Elizabeth Musser, MPH candidate , Network Dynamics Science Simulaton Laboratory, Virginia Bioinformatics Inst, Blacksburg, VA
James Schlitt, Computational epidemiologist , Network Dynamics Science Simulation, Virginia Bioinformatics Inst, Blacksburg, VA
Bryan Lewis, MPH, PhD , Social and Decision Informatics Laboratory, Virginia Bioinformatics Institute at Virginia Tech, Arlington, VA
Stephen Eubank, PhD , Network Dynamics and Simulation Science Laboratory, Virginia Bioinformatics Institute at Virginia Tech, Blacksburg, VA
A toolkit harnessing high-throughput machine learning classification on publicly available data has been developed. A dashboard powered by this toolkit has been designed to provide digital disease detection for public health action.
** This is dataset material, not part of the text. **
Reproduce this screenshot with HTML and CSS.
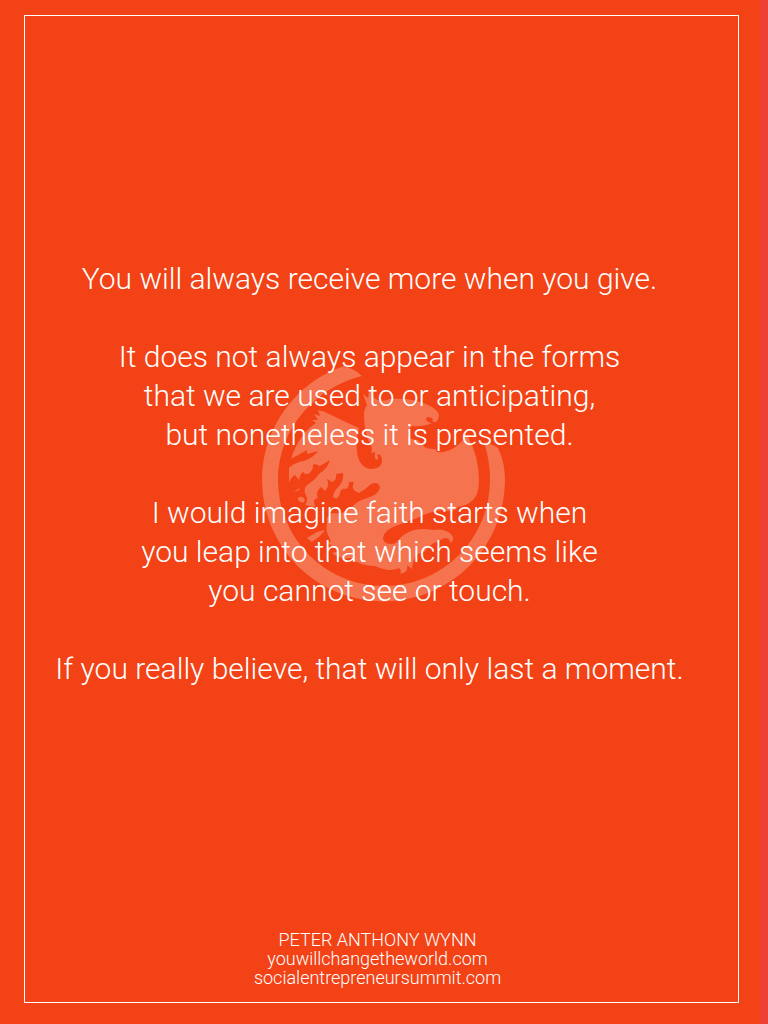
FILE: index.html
```html
<!DOCTYPE html>
<html lang="en">
<head>
<meta charset="utf-8">
<meta name="viewport" content="width=device-width, initial-scale=1">
<title>You will always receive more when you give</title>
<link rel="stylesheet" href="styles.css">
</head>
<body>
<main class="poster">
  <section class="message">
    <svg class="emblem" viewBox="262 357 244 244" aria-hidden="true">
      <path class="light" d="M344 364C298 379 262 424 262 478A121.500 121.500 0 0 0 505 478Q505 461 498 446Q492 442 484 440Q490 459 490 478A106 106 0 0 1 278 478C278 428 314 386 362 374Q353 366 344 364Z"/>
      <path class="light" d="M289 467Q292 448 301 436Q306 428 316 421L312 418L318 418L314 412L320 414L318 408L325 410Q343 419 359 426Q356 437 357 450Q359 465 370 467Q382 467 382 458Q381 451 377 453Q379 456 377 458Q374 457 375 450L371 451Q373 445 370 442Q364 430 364 414Q364 407 367 403L363 392L368 396L370 385L374 396Q381 401 390 397Q407 396 420 400Q437 405 439 413Q439 417 436 420Q431 420 433 417Q427 413 426 417Q426 420 432 421Q423 425 412 424Q406 430 409 436Q413 438 418 438Q424 448 435 447L437 450Q453 452 467 433Q479 454 479 478Q479 486 477 492Q472 503 458 505Q455 511 442 508Q428 510 417 516Q404 521 393 525Q383 530 383 537Q385 544 396 541Q403 531 414 528Q424 526 433 528Q444 526 451 532Q456 538 450 541Q450 536 445 536Q432 540 424 550Q413 551 412 567L407 563Q409 570 400 572Q402 569 399 566Q390 571 375 564Q360 564 351 556Q340 558 332 551L339 549L328 541L331 539Q325 529 327 522Q328 515 324 511L315 505L305 503Q298 505 297 498Q298 494 303 495Q306 492 304 487L289 491Z"/>
      <path class="light" d="M307 536L317 530L325 528L320 534L312 540Z"/>
      <path class="dark" d="M288 458Q299 453 307 448L307 452L318 449Q313 456 304 459Q296 460 288 466ZM287 486Q291 474 295 473L299 478Q300 472 303 470Q308 476 313 466Q312 462 315 462L320 464L330 458Q328 466 319 472Q314 479 307 483Q302 489 306 493Q310 501 300 507Q294 502 297 495Q299 502 304 500Q306 496 302 495Q297 490 300 486L293 490L287 500ZM306 514L315 504Q312 497 318 496Q315 490 321 485L325 489Q330 484 327 477L332 480Q337 478 336 472L343 471Q344 479 339 484Q333 490 333 495Q338 499 340 491Q341 486 346 487Q349 486 349 480L354 480Q350 488 359 491Q366 487 371 482Q379 479 380 486Q378 493 367 496Q357 499 352 505Q344 513 332 511Q325 515 325 524L316 527Z"/>
    </svg>
    <p>You will always receive more when you give.</p>
    <p>It does not always appear in the forms<br>that we are used to or anticipating,<br>but nonetheless it is presented.</p>
    <p>I would imagine faith starts when<br>you leap into that which seems like<br>you cannot see or touch.</p>
    <p>If you really believe, that will only last a moment.</p>
  </section>
  <footer class="credits">
    <div>PETER ANTHONY WYNN</div>
    <div>youwillchangetheworld.com</div>
    <div>socialentrepreneursummit.com</div>
  </footer>
</main>
</body>
</html>
```
FILE: styles.css
```css
* { box-sizing: border-box; }
body {
  margin: 0;
  min-height: 100vh;
  display: flex;
  padding: 15px 21px 21px 24px;
  background: #f24216;
  border-right: 8px solid #ee4136;
  color: #fff;
  font-family: Roboto, "Liberation Sans", sans-serif;
  font-weight: 300;
}
.poster {
  flex: 1;
  display: flex;
  flex-direction: column;
  border: 1px solid #fff;
  text-align: center;
}
.message {
  position: relative;
  flex: 1;
  display: flex;
  flex-direction: column;
  justify-content: center;
  gap: 39px;
  padding: 0 24px 0 0;
  font-size: 30px;
  line-height: 39px;
}
.message p { position: relative; margin: 0; }
.emblem {
  position: absolute;
  left: calc(50% + 2px);
  top: calc(50% + 8px);
  width: 244px;
  height: 244px;
  transform: translate(-50%, -50%);
}
.light { fill: #f5734f; }
.dark { fill: #f24216; }
.credits {
  padding: 0 8px 15px 0;
  font-size: 18px;
  line-height: 19px;
}
```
The disease detection algorithms rely on guided machine learning to filter for statements of interest via a human-trained Natural Language ToolKit (NLTK) classifier. The initial case study uses data from both Twitter and online media reports to identify outbreaks of gastro-intestinal illness. Statements are assigned a level of relevance and then a clustering algorithm detects elevations in disease activity across geographic regions. Relevant statements are then visualized on the dashboard as timeseries, annotated maps, and word flow series. Contextual meta-data for each statement is also presented along with more traditional sources like health care surveillance data, CDC reports, and school absenteeism. Importantly, the dashboard is designed to crowdsource relevance of the statements and incorporate additional data that isn’t present in the original statements.  This allows humans to augment the automated methods and share information through the dashboard itself. For example, an Emergency Medical Technician may know that a mentioned restaurant is operated by the same owner as restaurants previously cited for health violations, with this knowledge the local epidemiologist decides to take action thus quickly halting the outbreak. To ensure usability feedback from an expert panel of epidemiologists, pharmacists, culture and linguistic specialists, and infectious disease physicians was integrated in the dashboard’s design reflecting geographical norms regarding illness and disease. Additionally an evaluation component of the project will capture the utility of identified events and will be used to iteratively refine the dashboard.  The toolkit was designed to be readily adaptable for detection of diverse disease risk factors, languages, and public data sources. This modularity ensures an effective and efficient social media surveillance dashboard tailored for local use.

Learning Areas:

Epidemiology

Learning Objectives:
Analyze the utility of automatic high throughput Machine Learning Technology in Digital Disease Detection and Surveillance for the local epidemiologist

Keyword(s): Information Technology, Ethics

Presenting author's disclosure statement:

Qualified on the content I am responsible for because: Pursuing academic work in computational epidemiology. I have worked with multiple federally funded computational epidemiology grant projects involving social media mining and digital disease detection. My focus is on the practical application of IT projects to local and state health districts.
Any relevant financial relationships? No

I agree to comply with the American Public Health Association Conflict of Interest and Commercial Support Guidelines, and to disclose to the participants any off-label or experimental uses of a commercial product or service discussed in my presentation.